22. In the present case, the body was already discovered as lying in the "Dhansa" field and it was within the knowledge of the informant and other people including the police and as such, there could not be a discovery of fact, as the direct consequence of information given by the accused in custody under Section 27 of the Evidence Act. Therefore, when the body was already discovered by some person other than the accused, inasmuch as, according to PW-3, the informant a village boy having seen the body in the "Dhansa" field informed the PW-3, who also verified the same, before lodging the FIR, there was no scope for invoking Section 27 of the Evidence Act, reason being that no discovery of fact was made pursuant to the information given by the accused.
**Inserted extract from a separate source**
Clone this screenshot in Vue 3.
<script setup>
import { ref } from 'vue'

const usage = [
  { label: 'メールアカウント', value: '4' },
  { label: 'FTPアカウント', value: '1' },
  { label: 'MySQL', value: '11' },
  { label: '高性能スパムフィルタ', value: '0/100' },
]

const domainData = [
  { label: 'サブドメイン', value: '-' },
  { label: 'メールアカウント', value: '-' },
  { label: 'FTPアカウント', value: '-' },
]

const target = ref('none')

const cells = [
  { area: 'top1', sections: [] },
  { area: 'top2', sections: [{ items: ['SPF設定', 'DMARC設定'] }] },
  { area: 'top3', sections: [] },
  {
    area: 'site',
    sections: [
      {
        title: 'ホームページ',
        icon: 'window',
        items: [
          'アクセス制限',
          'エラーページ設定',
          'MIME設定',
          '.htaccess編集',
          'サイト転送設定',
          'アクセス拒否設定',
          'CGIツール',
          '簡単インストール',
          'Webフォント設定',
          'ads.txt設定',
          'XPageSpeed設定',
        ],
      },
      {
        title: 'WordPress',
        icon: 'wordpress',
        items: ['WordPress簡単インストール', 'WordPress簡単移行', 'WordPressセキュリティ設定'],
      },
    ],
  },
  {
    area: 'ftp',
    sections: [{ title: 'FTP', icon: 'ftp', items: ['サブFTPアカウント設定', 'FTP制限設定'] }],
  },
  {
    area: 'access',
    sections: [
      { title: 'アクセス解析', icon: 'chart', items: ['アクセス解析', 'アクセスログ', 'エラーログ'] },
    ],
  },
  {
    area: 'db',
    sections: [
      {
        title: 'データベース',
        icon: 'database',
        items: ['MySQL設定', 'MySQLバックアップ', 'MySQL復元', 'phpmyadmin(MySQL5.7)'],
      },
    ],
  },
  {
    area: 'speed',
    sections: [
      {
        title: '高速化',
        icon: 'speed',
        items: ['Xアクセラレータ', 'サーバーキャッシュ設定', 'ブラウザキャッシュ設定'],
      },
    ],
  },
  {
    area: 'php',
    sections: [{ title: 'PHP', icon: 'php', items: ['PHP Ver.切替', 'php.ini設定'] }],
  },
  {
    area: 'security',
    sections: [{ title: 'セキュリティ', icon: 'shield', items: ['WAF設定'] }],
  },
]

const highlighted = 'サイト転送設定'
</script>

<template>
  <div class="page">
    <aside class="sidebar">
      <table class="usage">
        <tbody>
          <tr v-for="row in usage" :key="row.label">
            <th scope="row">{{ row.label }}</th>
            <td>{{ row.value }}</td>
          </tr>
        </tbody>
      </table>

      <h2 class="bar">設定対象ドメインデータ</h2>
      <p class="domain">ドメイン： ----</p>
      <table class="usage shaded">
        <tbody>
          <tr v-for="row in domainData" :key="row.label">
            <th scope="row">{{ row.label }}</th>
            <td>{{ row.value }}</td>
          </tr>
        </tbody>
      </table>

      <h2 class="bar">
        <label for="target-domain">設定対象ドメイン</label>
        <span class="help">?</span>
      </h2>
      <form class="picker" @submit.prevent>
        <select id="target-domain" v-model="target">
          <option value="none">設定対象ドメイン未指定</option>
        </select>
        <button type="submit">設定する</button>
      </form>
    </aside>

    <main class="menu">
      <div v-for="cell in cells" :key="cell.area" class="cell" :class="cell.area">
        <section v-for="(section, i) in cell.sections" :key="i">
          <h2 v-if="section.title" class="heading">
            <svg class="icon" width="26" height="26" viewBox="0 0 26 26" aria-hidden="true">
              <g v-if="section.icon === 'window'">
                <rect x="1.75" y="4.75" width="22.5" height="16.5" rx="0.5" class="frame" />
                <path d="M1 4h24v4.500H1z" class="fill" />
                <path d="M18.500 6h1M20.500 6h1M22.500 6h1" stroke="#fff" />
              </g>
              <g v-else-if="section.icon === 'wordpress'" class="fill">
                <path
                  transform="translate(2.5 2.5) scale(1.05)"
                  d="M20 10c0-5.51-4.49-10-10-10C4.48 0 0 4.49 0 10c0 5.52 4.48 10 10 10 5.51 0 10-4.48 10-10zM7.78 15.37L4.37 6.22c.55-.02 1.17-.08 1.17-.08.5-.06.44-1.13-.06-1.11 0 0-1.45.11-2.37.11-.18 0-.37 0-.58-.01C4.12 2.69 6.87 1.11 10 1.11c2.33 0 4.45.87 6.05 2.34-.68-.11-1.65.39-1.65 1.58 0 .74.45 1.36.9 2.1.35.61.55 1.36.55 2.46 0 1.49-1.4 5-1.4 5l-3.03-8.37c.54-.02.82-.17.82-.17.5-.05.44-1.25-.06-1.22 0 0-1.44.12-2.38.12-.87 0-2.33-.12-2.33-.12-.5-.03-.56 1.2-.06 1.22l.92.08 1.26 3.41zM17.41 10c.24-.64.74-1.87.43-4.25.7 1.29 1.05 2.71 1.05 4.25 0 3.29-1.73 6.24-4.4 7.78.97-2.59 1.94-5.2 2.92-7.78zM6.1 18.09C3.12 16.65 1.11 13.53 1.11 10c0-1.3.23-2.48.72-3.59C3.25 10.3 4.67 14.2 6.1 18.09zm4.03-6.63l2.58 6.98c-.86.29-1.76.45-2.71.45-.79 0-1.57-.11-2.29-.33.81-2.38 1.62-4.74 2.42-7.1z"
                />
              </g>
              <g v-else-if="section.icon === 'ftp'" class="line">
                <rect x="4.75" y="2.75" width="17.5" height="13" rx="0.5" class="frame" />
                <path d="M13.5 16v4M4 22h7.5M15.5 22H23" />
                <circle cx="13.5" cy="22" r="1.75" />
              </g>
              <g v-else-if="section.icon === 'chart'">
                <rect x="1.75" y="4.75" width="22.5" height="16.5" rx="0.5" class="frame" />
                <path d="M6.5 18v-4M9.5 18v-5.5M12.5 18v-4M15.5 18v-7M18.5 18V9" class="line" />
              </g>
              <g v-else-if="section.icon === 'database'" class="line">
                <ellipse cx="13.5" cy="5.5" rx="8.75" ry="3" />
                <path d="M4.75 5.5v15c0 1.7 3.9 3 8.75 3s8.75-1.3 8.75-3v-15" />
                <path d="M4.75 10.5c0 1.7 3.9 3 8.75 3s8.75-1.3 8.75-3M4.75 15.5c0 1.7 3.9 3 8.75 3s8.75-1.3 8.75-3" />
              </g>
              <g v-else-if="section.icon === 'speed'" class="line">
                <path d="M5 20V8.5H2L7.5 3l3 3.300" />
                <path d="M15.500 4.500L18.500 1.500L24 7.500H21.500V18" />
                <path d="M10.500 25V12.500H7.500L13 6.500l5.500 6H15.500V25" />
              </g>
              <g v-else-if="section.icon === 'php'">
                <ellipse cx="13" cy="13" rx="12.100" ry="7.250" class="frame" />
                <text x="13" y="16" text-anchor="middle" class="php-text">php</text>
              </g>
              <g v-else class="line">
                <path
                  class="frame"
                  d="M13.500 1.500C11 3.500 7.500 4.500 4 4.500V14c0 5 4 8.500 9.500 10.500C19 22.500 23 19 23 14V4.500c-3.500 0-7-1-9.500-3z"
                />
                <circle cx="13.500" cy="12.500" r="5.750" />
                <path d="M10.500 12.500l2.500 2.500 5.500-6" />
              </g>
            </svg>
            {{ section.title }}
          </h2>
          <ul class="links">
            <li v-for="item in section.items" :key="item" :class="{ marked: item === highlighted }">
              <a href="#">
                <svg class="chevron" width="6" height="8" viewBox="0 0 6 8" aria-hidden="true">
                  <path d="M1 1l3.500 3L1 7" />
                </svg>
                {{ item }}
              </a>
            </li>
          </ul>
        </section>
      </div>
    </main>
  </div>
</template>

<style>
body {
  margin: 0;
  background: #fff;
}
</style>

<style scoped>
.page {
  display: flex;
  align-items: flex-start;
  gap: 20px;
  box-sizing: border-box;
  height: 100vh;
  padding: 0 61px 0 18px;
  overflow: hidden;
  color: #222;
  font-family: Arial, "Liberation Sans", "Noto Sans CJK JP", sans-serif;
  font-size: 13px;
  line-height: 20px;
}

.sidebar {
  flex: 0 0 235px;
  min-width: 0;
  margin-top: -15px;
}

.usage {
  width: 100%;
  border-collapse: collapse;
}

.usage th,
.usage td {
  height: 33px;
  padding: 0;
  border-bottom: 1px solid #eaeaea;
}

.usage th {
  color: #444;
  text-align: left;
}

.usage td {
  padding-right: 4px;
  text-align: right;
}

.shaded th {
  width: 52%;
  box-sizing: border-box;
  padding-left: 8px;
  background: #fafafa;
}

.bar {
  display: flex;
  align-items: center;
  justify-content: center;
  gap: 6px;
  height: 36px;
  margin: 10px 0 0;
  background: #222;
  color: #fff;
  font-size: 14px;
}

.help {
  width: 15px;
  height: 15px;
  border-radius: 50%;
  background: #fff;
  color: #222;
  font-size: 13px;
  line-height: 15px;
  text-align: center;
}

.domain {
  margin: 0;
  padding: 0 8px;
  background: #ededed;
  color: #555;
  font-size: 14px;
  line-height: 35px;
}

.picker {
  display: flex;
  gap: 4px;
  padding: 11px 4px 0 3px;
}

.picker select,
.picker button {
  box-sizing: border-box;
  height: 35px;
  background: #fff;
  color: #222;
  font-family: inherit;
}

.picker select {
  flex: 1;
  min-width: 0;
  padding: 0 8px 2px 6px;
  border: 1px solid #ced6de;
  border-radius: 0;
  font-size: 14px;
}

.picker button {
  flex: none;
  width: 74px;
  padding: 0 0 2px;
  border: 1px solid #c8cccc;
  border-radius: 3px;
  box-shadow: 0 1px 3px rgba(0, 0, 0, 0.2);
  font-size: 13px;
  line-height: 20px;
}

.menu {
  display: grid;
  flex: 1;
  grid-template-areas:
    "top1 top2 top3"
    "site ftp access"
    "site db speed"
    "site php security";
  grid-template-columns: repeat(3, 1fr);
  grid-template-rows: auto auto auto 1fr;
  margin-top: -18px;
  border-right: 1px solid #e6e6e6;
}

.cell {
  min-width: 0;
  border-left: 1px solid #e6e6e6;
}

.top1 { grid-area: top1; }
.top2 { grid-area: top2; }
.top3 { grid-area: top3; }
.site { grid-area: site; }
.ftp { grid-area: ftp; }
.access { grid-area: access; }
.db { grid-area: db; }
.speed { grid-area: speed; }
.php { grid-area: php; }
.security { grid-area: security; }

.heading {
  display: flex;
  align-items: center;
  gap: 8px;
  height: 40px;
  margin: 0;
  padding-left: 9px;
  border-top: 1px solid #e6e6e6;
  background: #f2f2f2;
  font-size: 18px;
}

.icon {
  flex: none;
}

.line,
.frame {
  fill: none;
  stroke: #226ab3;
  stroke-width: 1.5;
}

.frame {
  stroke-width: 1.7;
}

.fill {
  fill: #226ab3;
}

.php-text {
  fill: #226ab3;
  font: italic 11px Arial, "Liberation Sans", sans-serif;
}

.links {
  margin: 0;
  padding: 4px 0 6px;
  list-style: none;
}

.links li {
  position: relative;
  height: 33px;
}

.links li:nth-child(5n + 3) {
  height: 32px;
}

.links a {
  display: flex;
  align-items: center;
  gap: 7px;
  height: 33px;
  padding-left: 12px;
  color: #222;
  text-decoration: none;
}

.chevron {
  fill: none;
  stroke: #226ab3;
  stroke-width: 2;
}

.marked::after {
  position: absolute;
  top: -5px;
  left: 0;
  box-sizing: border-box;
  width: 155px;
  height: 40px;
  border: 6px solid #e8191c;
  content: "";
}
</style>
One has to bear in mind, that the provision of Section 27 of the Evidence Act is an exception to Section 25 & Section 26 of the Evidence Act and the principle embedded in the provision of Section 27 Evidence Act is the "doctrine of confirmation." Section 27 of the Evidence Act makes the statement before police to the extent distinctly related to the facts discovered, albeit relevant fact, admissible, only because such statement is confirmed by subsequent event of discovery of the facts. The facts and circumstances of the present case speaks loud and clear, that the leading to discovery as relied by the learned trial court was totally farcical, which, in our considered opinion, can by no stretch of imagination be made the basis of conviction. Once the discovery evidence fails, literally, no evidence is left with, which could support the prosecution case. 23. In view of the above evidence, we are constrained to hold, that prosecution hopelessly failed to prove the charges against the accused/appellants beyond reasonable doubt. Therefore, the conviction recorded and the sentence awarded by the learned Additional Sessions Judge is not sustainable. Accordingly, we set aside the impugned judgment of conviction and sentence and allow the appeal. The accused/appellant be set at liberty forthwith if not required in any other case. 24. Send back the record.